C’est dans la rue Lâlehzar que les premières pierres de ce rêve furent posées. De nombreux cinéastes viennent y déposer les souvenirs qu’ils ont accumulés durant leur parcours artistique ; des prix, des archives, des photos, des costumes, des documents, des scénarios… Rien n’est oublié. L’accueil du public a de quoi surprendre les fondateurs du musée. La mise en route du projet s’est d’ailleurs effectuée plus rapidement qu’ils ne le prévoyaient. Avec l’aide du Ministère de la Culture Islamique, de la fondation cinématographique Farabi et de quelques autres associations, des objets furent très tôt transférés vers le bâtiment actuel, au Bâgh-é-Ferdos, rue Valiasr. En 2002, le président Mohammad Khâtami inaugure officiellement le site qui prendra le nom de Musée du Cinéma. Une très belle salle de cinéma est ensuite venue compléter l’ensemble.
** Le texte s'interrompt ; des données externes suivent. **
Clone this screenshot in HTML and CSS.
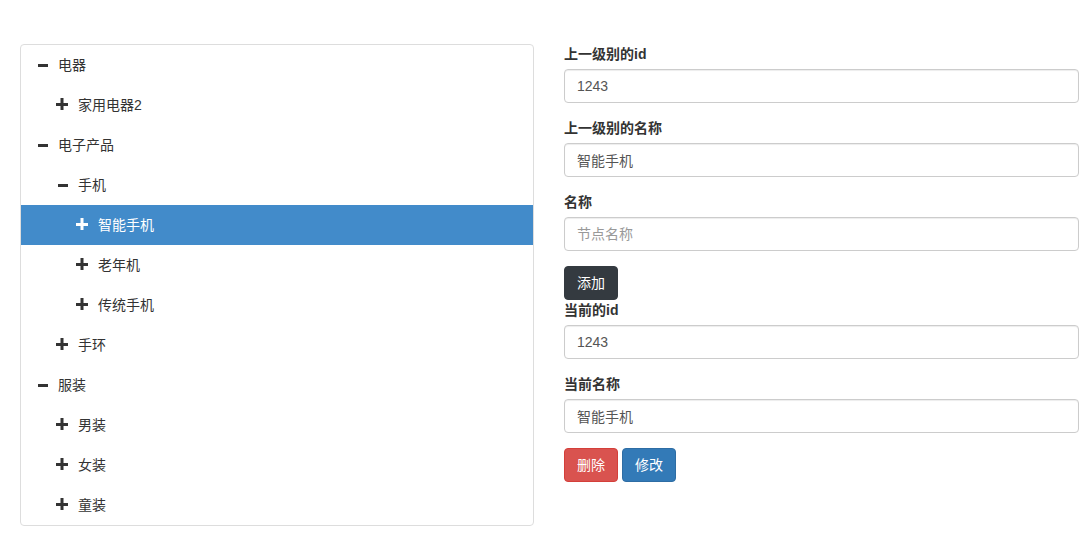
FILE: index.html
```html
<!DOCTYPE html>
<html lang="zh">
<head>
<meta charset="utf-8">
<title>Tree</title>
<link rel="stylesheet" href="styles.css">
</head>
<body>
<div class="page">
  <div class="tree">
    <ul class="tree-list">
      <li class="node lvl1"><svg class="icon" viewBox="0 0 12 12"><rect x="2" y="6" width="10" height="3"/></svg><span>电器</span></li>
      <li class="node lvl2"><svg class="icon" viewBox="0 0 12 12"><rect x="4.5" y="0" width="3" height="12"/><rect x="0" y="5" width="12" height="3"/></svg><span>家用电器2</span></li>
      <li class="node lvl1"><svg class="icon" viewBox="0 0 12 12"><rect x="2" y="6" width="10" height="3"/></svg><span>电子产品</span></li>
      <li class="node lvl2"><svg class="icon" viewBox="0 0 12 12"><rect x="2" y="6" width="10" height="3"/></svg><span>手机</span></li>
      <li class="node lvl3 selected"><svg class="icon" viewBox="0 0 12 12"><rect x="4.5" y="0" width="3" height="12"/><rect x="0" y="5" width="12" height="3"/></svg><span>智能手机</span></li>
      <li class="node lvl3"><svg class="icon" viewBox="0 0 12 12"><rect x="4.5" y="0" width="3" height="12"/><rect x="0" y="5" width="12" height="3"/></svg><span>老年机</span></li>
      <li class="node lvl3"><svg class="icon" viewBox="0 0 12 12"><rect x="4.5" y="0" width="3" height="12"/><rect x="0" y="5" width="12" height="3"/></svg><span>传统手机</span></li>
      <li class="node lvl2"><svg class="icon" viewBox="0 0 12 12"><rect x="4.5" y="0" width="3" height="12"/><rect x="0" y="5" width="12" height="3"/></svg><span>手环</span></li>
      <li class="node lvl1"><svg class="icon" viewBox="0 0 12 12"><rect x="2" y="6" width="10" height="3"/></svg><span>服装</span></li>
      <li class="node lvl2"><svg class="icon" viewBox="0 0 12 12"><rect x="4.5" y="0" width="3" height="12"/><rect x="0" y="5" width="12" height="3"/></svg><span>男装</span></li>
      <li class="node lvl2"><svg class="icon" viewBox="0 0 12 12"><rect x="4.5" y="0" width="3" height="12"/><rect x="0" y="5" width="12" height="3"/></svg><span>女装</span></li>
      <li class="node lvl2"><svg class="icon" viewBox="0 0 12 12"><rect x="4.5" y="0" width="3" height="12"/><rect x="0" y="5" width="12" height="3"/></svg><span>童装</span></li>
    </ul>
  </div>
  <form class="form">
    <div class="form-group">
      <label class="label">上一级别的id</label>
      <input class="input" type="text" value="1243">
    </div>
    <div class="form-group">
      <label class="label">上一级别的名称</label>
      <input class="input" type="text" value="智能手机">
    </div>
    <div class="form-group">
      <label class="label">名称</label>
      <input class="input" type="text" placeholder="节点名称">
    </div>
    <div class="btn-row">
      <button type="button" class="btn btn-dark">添加</button>
    </div>
    <div class="form-group">
      <label class="label">当前的id</label>
      <input class="input" type="text" value="1243">
    </div>
    <div class="form-group">
      <label class="label">当前名称</label>
      <input class="input" type="text" value="智能手机">
    </div>
    <div class="btn-row actions">
      <button type="button" class="btn btn-danger">删除</button>
      <button type="button" class="btn btn-primary">修改</button>
    </div>
  </form>
</div>
</body>
</html>
```

FILE: styles.css
```css
* {
  box-sizing: border-box;
}

html, body {
  margin: 0;
  padding: 0;
  background: #fff;
}

body {
  font-family: "Liberation Sans", "Noto Sans CJK SC", sans-serif;
  font-size: 14px;
  line-height: 20px;
  color: #333;
}

.page {
  display: flex;
  align-items: flex-start;
  gap: 30px;
  padding: 44px 0 0 20px;
}

.tree {
  width: 514px;
  border: 1px solid #ddd;
  border-radius: 4px;
  flex: none;
}

.tree-list {
  list-style: none;
  margin: 0;
  padding: 0;
}

.node {
  display: flex;
  align-items: flex-start;
  height: 40px;
  padding: 10px 15px;
  color: #333;
}

.node.lvl2 {
  padding-left: 35px;
}

.node.lvl3 {
  padding-left: 55px;
}

.node.selected {
  background: #428bca;
  color: #fff;
}

.icon {
  width: 12px;
  height: 12px;
  margin-top: 3px;
  margin-right: 10px;
  fill: currentColor;
  flex: none;
}

.form {
  width: 515px;
  flex: none;
  margin: 0;
}

.form-group {
  margin-bottom: 15px;
}

.label {
  display: inline-block;
  margin-bottom: 5px;
  font-weight: bold;
  color: #333;
}

.input {
  display: block;
  width: 100%;
  height: 34px;
  padding: 6px 12px;
  font-family: inherit;
  font-size: 14px;
  line-height: 20px;
  color: #555;
  background: #fff;
  border: 1px solid #ccc;
  border-radius: 4px;
  box-shadow: inset 0 1px 1px rgba(0, 0, 0, 0.075);
  outline: none;
}

.input::placeholder {
  color: #999;
}

.btn-row {
  display: flex;
  gap: 4px;
}

.btn {
  height: 34px;
  padding: 6px 12px;
  font-family: inherit;
  font-size: 14px;
  line-height: 20px;
  color: #fff;
  border: 1px solid transparent;
  border-radius: 4px;
  cursor: pointer;
}

.btn-dark {
  background: #343a40;
  border-color: #343a40;
}

.btn-danger {
  background: #d9534f;
  border-color: #d43f3a;
}

.btn-primary {
  background: #337ab7;
  border-color: #2e6da4;
}
```
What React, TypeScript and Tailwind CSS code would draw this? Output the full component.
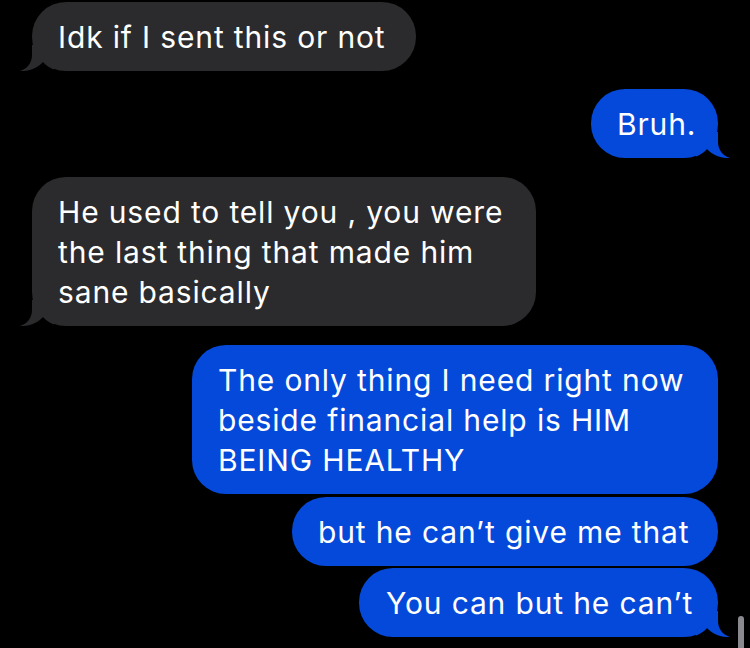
import React from "react";

const BLUE = "#0549db";
const GRAY = "#2b2b2d";

function Tail({ side, color }: { side: "left" | "right"; color: string }) {
  return (
    <svg
      width="34"
      height="26"
      viewBox="0 0 34 26"
      className={
        side === "right"
          ? "absolute bottom-0 right-[-12px]"
          : "absolute bottom-0 left-[-12px] -scale-x-100"
      }
    >
      <path
        d="M0 0 H22 V10 C22 18 27 24 34 26 C26 26.5 17 23.5 11 17 C8 20.5 4 23 0 24.5 Z"
        fill={color}
      />
    </svg>
  );
}

function Bubble({
  side,
  lines,
  width,
  tail,
  className = "",
}: {
  side: "left" | "right";
  lines: string[];
  width: number;
  tail?: boolean;
  className?: string;
}) {
  const color = side === "right" ? BLUE : GRAY;
  return (
    <div
      className={`relative rounded-[34px] py-[14.5px] pl-[26px] text-white text-[30px] leading-[40px] tracking-[0.85px] whitespace-nowrap ${
        side === "right" ? "self-end mr-[32px]" : "self-start ml-[32px]"
      } ${className}`}
      style={{ width, backgroundColor: color }}
    >
      {tail && <Tail side={side} color={color} />}
      <div className="relative">
        {lines.map((l, i) => (
          <div key={i}>{l}</div>
        ))}
      </div>
    </div>
  );
}

export default function App() {
  return (
    <div
      className="relative w-[750px] h-[648px] bg-black overflow-hidden flex flex-col pt-[2px]"
      style={{ fontFamily: "Inter, 'Noto Sans', sans-serif" }}
    >
      <Bubble side="left" width={384} tail lines={["Idk if I sent this or not"]} />
      <Bubble side="right" width={127} tail className="mt-[18px] pl-[24px]" lines={["Bruh."]} />
      <Bubble
        side="left"
        width={504}
        tail
        className="mt-[19px]"
        lines={["He used to tell you , you were", "the last thing that made him", "sane basically"]}
      />
      <Bubble
        side="right"
        width={526}
        className="mt-[19px]"
        lines={["The only thing I need right now", "beside financial help is HIM", "BEING HEALTHY"]}
      />
      <Bubble side="right" width={426} className="mt-[3px] pl-[25px]" lines={["but he can\u2019t give me that"]} />
      <Bubble side="right" width={359} tail className="mt-[2px] pl-[27px]" lines={["You can but he can\u2019t"]} />
      <div className="absolute left-[738px] top-[616px] w-[6px] h-[40px] rounded-full bg-[#8a8a8e]" />
    </div>
  );
}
La première salle du musée évoque les prémisses de l’histoire du cinéma iranien : des affiches sélectionnées à partir des premiers films, des photos appartenant aux précurseurs du cinéma, des images de l’ensemble des salles de cinéma du vieux Téhéran, des clichés du vieux matériel et des équipements utilisés dans la production des films. Le document le plus ancien du musée date de Février 1899. Il contient la liste des objets ramenés par Mozaffar al-din Châh à son retour d’Occident. Citons également le premier film parlant, " La Fille Lore ", les photos et les documents des premiers réalisateurs, entres autres, d’Ovanes Oganians, d’Ardechir Khân, d’Abdol Hossein Sepanta et de Houshang Kâveh, fondateur du cinéma Asr-e Jadid (la nouvelle ère). Le cinéma contemporain iranien a pris ses quartiers dans la seconde salle. Cette dernière est consacrée aux réalisateurs, caméramans, acteurs, ainsi qu’aux plus fameux éditeurs. Ici, ce qui attire l’attention (compte non tenu du stand consacré au maquillage artistique) est le stand privé d’artistes de renom tels qu’Ezzatollah Entezâmi, Ali Hâtami, Samuel Khatchikyan, Valiollah Khâkdân. Aujourd’hui, la singularité du cinéma iranien n’est plus à prouver. Les cinéastes iraniens n’en finissent plus de récolter des récompenses dans les grands festivals internationaux, dont la palme d’or de Cannes en 1997 pour le film " Le Goût de la Cerise" de Kyarostami et le Bouc Ailé pour le film "Chazdeh Ehtedjab " de Farman Ara. La troisième salle est consacrée à l’impact international du cinéma iranien. Une autre partie du musée est réservée au cinéma pour la jeunesse ainsi qu’aux personnages de films pour enfants, tels que les célèbres poupées Kolah Ghermezi, Makhmale, le fameux chat de " Khouneye Madarbozorge" (La Maison de la Grand-mère), Patale, etc. Pour finir, une aile séparée du Musée met l’accent sur les équipements d’ingénierie du son.